- Material for this exercise:
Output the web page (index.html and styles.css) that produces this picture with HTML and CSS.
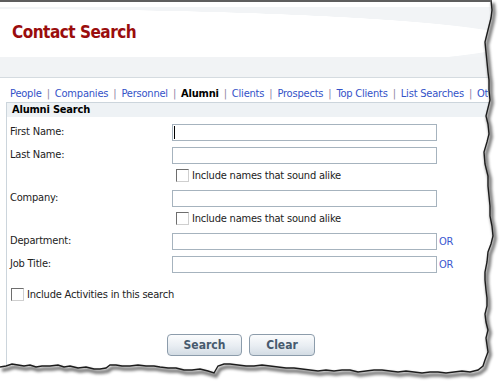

--

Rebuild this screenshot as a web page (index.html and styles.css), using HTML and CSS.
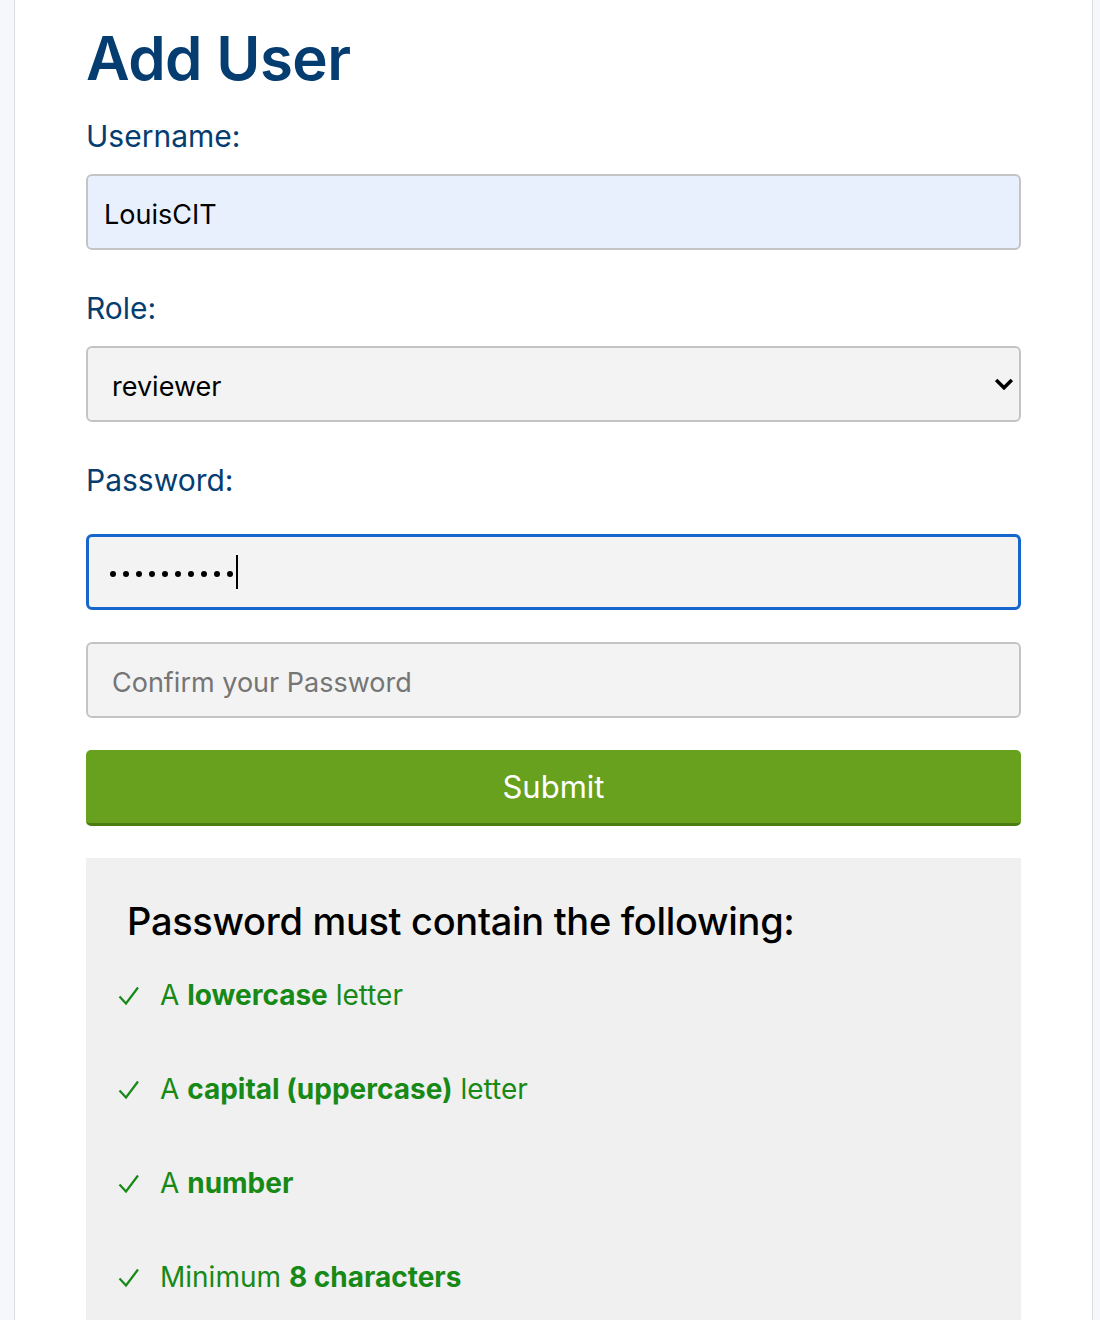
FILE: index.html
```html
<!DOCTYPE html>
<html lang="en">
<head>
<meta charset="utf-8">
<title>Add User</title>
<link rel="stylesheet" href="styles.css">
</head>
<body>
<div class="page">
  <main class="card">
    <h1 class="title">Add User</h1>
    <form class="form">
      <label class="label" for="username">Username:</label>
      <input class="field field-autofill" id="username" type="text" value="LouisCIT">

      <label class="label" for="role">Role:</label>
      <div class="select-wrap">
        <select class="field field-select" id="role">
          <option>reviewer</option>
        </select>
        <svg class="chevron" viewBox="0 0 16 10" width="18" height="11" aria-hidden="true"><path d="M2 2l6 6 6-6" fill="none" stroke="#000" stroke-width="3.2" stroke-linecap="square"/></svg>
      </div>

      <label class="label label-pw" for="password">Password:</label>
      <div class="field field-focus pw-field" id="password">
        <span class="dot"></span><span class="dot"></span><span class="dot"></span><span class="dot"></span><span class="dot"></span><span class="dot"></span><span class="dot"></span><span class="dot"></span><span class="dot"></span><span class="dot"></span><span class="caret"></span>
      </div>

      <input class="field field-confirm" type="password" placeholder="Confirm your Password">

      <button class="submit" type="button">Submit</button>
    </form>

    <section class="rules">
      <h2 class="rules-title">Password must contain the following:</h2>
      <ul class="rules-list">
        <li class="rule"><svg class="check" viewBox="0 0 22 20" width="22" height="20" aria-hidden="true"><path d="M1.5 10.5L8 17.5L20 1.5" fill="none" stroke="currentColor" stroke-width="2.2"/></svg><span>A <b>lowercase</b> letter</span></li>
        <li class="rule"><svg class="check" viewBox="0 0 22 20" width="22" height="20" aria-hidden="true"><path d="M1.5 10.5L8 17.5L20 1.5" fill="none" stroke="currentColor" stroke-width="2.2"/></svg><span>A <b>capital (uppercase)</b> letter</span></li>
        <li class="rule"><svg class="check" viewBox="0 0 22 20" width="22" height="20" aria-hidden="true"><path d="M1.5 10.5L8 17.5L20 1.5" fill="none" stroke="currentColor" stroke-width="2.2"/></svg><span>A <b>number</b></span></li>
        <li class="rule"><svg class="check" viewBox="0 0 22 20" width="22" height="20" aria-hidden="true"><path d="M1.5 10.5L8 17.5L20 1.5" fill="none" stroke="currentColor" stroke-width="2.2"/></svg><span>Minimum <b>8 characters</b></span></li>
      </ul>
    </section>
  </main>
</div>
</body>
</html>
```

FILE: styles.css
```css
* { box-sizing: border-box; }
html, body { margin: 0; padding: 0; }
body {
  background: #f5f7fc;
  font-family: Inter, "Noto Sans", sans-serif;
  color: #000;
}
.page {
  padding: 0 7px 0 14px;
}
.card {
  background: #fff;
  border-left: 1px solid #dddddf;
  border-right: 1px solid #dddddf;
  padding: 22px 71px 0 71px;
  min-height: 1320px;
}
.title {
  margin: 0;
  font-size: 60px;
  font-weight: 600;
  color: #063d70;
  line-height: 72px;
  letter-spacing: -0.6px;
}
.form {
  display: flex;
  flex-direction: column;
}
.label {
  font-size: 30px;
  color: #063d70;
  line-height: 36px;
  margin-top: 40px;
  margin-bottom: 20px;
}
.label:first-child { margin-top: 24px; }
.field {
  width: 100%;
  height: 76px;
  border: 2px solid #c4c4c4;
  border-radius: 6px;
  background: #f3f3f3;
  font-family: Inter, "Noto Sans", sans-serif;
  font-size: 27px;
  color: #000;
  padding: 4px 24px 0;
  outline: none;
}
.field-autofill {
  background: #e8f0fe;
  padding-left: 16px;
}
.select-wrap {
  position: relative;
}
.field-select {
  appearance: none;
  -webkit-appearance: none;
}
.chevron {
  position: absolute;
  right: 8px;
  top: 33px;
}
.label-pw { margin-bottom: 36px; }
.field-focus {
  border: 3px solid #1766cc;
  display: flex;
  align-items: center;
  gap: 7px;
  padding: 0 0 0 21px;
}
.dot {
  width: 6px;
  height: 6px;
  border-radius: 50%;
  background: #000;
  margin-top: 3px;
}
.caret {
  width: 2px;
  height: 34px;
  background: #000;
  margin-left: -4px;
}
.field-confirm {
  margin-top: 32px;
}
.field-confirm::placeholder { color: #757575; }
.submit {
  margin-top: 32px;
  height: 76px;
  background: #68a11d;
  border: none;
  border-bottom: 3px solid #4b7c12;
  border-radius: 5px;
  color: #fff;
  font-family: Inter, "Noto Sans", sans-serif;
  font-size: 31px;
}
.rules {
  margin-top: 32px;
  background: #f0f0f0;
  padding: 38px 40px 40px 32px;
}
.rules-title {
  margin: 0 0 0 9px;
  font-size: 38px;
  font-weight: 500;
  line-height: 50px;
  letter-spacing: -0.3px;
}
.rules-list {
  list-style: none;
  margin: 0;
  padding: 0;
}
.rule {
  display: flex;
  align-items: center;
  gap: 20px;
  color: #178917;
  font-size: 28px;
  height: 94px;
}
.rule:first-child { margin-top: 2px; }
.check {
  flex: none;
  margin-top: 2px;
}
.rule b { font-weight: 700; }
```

- Work instructions:
Go through the data above and find the lines with the word "styles". Copy each of those lines.

- Answer:
Output the web page (index.html and styles.css) that produces this picture with HTML and CSS.
Rebuild this screenshot as a web page (index.html and styles.css), using HTML and CSS.
<link rel="stylesheet" href="styles.css">
FILE: styles.css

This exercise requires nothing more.